Pages as source code:
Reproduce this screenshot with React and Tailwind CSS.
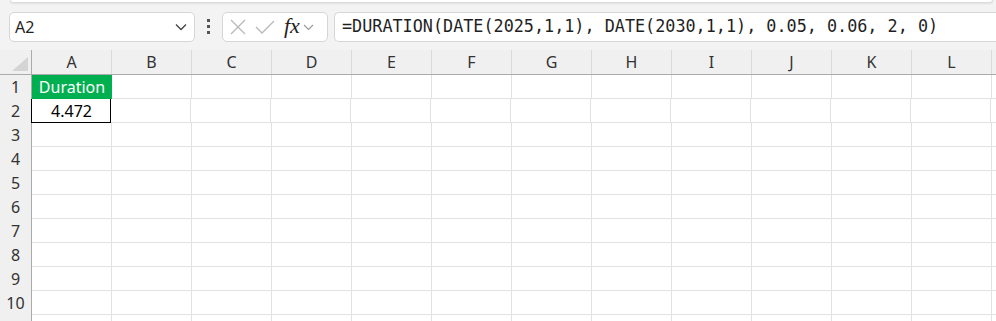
import React from 'react';

const COLS = ['A', 'B', 'C', 'D', 'E', 'F', 'G', 'H', 'I', 'J', 'K', 'L', ''];
const ROWS = [1, 2, 3, 4, 5, 6, 7, 8, 9, 10, ''];

const Chevron = ({ className = '' }) => (
  <svg width="12" height="8" viewBox="0 0 12 8" className={className}>
    <path d="M1 1.5 L6 6.5 L11 1.5" fill="none" stroke="currentColor" strokeWidth="1.3" />
  </svg>
);

const Cell = ({ col, row }) => {
  if (col === 'A' && row === 1) {
    return (
      <div className="w-[80px] shrink-0 h-full bg-[#00b050] text-white flex items-center justify-center border-b border-[#00b050]">
        Duration
      </div>
    );
  }
  if (col === 'A' && row === 2) {
    return (
      <div className="w-[80px] shrink-0 h-full flex items-center justify-center border-x border-b border-black -ml-px pl-px text-black">
        4.472
      </div>
    );
  }
  return <div className="w-[80px] shrink-0 h-full border-r border-b border-[#e1e1e1]" />;
};

export default function App() {
  return (
    <div className="w-[996px] h-[321px] overflow-hidden bg-[#f3f3f3] font-['Segoe_UI','Noto_Sans',sans-serif] text-[16px] text-[#1f1f1f]">
      {/* ribbon edge */}
      <div className="ml-[10px] mr-[3px] h-[3px] bg-white border border-t-0 border-[#dcdcdc] rounded-b-[5px] shadow-[0_1px_2px_rgba(0,0,0,0.08)]" />

      {/* formula bar row */}
      <div className="flex items-center h-[47px] pl-[9px] pb-[5px] pt-[5px]">
        <div className="w-[186px] h-[30px] bg-white border border-[#d6d6d6] rounded-[5px] flex items-center justify-between pl-[5px] pr-[7px]">
          <span className="text-[16px] text-[#1f1f1f]">A2</span>
          <Chevron className="text-[#444]" />
        </div>
        <div className="w-[27px] flex flex-col items-center gap-[3px]">
          <span className="w-[3px] h-[3px] bg-[#555]" />
          <span className="w-[3px] h-[3px] bg-[#555]" />
          <span className="w-[3px] h-[3px] bg-[#555]" />
        </div>
        <div className="w-[106px] h-[30px] bg-white border border-[#d6d6d6] rounded-[5px] flex items-center pl-[7px]">
          <svg width="16" height="16" viewBox="0 0 16 16">
            <path d="M1 1 L15 15 M15 1 L1 15" stroke="#b8b8b8" strokeWidth="1.3" fill="none" />
          </svg>
          <svg width="20" height="16" viewBox="0 0 20 16" className="ml-[9px]">
            <path d="M1 8 L7 14 L19 2" stroke="#b8b8b8" strokeWidth="1.3" fill="none" />
          </svg>
          <span className="ml-[9px] font-['Liberation_Serif',serif] italic text-[22px] text-[#222] leading-none -mt-[2px]">fx</span>
          <svg width="11" height="8" viewBox="0 0 11 8" className="ml-[3px]">
            <path d="M1 2 L5.5 6.5 L10 2" fill="none" stroke="#999" strokeWidth="1.1" />
          </svg>
        </div>
        <div className="ml-[6px] flex-1 h-[30px] bg-white border border-r-0 border-[#d6d6d6] rounded-l-[5px] flex items-center pl-[7px]">
          <span className="font-['DejaVu_Sans_Mono',monospace] text-[16.8px] text-[#1f1f1f] whitespace-nowrap">
            =DURATION(DATE(2025,1,1), DATE(2030,1,1), 0.05, 0.06, 2, 0)
          </span>
        </div>
      </div>

      {/* grid */}
      <div className="bg-white">
        <div className="flex h-[25px] bg-[#f0f0f0] border-b border-[#ababab]">
          <div className="w-[32px] shrink-0 h-full border-r border-[#ababab] relative">
            <svg width="16" height="14" viewBox="0 0 16 14" className="absolute left-[12px] bottom-[3px]">
              <path d="M16 0 L16 14 L0 14 Z" fill="#d4d4d4" />
            </svg>
          </div>
          {COLS.map((c, i) => (
            <div key={i} className="w-[80px] shrink-0 h-full border-r border-[#dadada] flex items-center justify-center text-[16px] text-[#333]">
              {c}
            </div>
          ))}
        </div>
        {ROWS.map((r, i) => (
          <div key={i} className="flex h-[24px]">
            <div className="w-[32px] shrink-0 h-full bg-[#f0f0f0] border-r border-[#ababab] flex items-center justify-center text-[16px] text-[#333]">
              {r}
            </div>
            {COLS.map((c, j) => (
              <Cell key={j} col={c} row={r} />
            ))}
          </div>
        ))}
      </div>
    </div>
  );
}
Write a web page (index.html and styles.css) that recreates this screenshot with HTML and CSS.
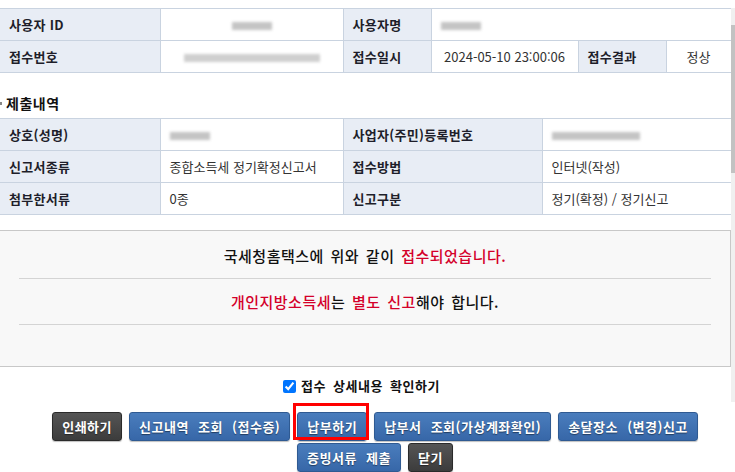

Work to be completed:
Repeat the lines of the listing above verbatim, beginning at its first line and ending at the line containing "mr-[3px] h-[3px] bg-white", which is included. Omit pictures.

Response to the exercise:
Reproduce this screenshot with React and Tailwind CSS.
import React from 'react';

const COLS = ['A', 'B', 'C', 'D', 'E', 'F', 'G', 'H', 'I', 'J', 'K', 'L', ''];
const ROWS = [1, 2, 3, 4, 5, 6, 7, 8, 9, 10, ''];

const Chevron = ({ className = '' }) => (
  <svg width="12" height="8" viewBox="0 0 12 8" className={className}>
    <path d="M1 1.5 L6 6.5 L11 1.5" fill="none" stroke="currentColor" strokeWidth="1.3" />
  </svg>
);

const Cell = ({ col, row }) => {
  if (col === 'A' && row === 1) {
    return (
      <div className="w-[80px] shrink-0 h-full bg-[#00b050] text-white flex items-center justify-center border-b border-[#00b050]">
        Duration
      </div>
    );
  }
  if (col === 'A' && row === 2) {
    return (
      <div className="w-[80px] shrink-0 h-full flex items-center justify-center border-x border-b border-black -ml-px pl-px text-black">
        4.472
      </div>
    );
  }
  return <div className="w-[80px] shrink-0 h-full border-r border-b border-[#e1e1e1]" />;
};

export default function App() {
  return (
    <div className="w-[996px] h-[321px] overflow-hidden bg-[#f3f3f3] font-['Segoe_UI','Noto_Sans',sans-serif] text-[16px] text-[#1f1f1f]">
      {/* ribbon edge */}
      <div className="ml-[10px] mr-[3px] h-[3px] bg-white border border-t-0 border-[#dcdcdc] rounded-b-[5px] shadow-[0_1px_2px_rgba(0,0,0,0.08)]" />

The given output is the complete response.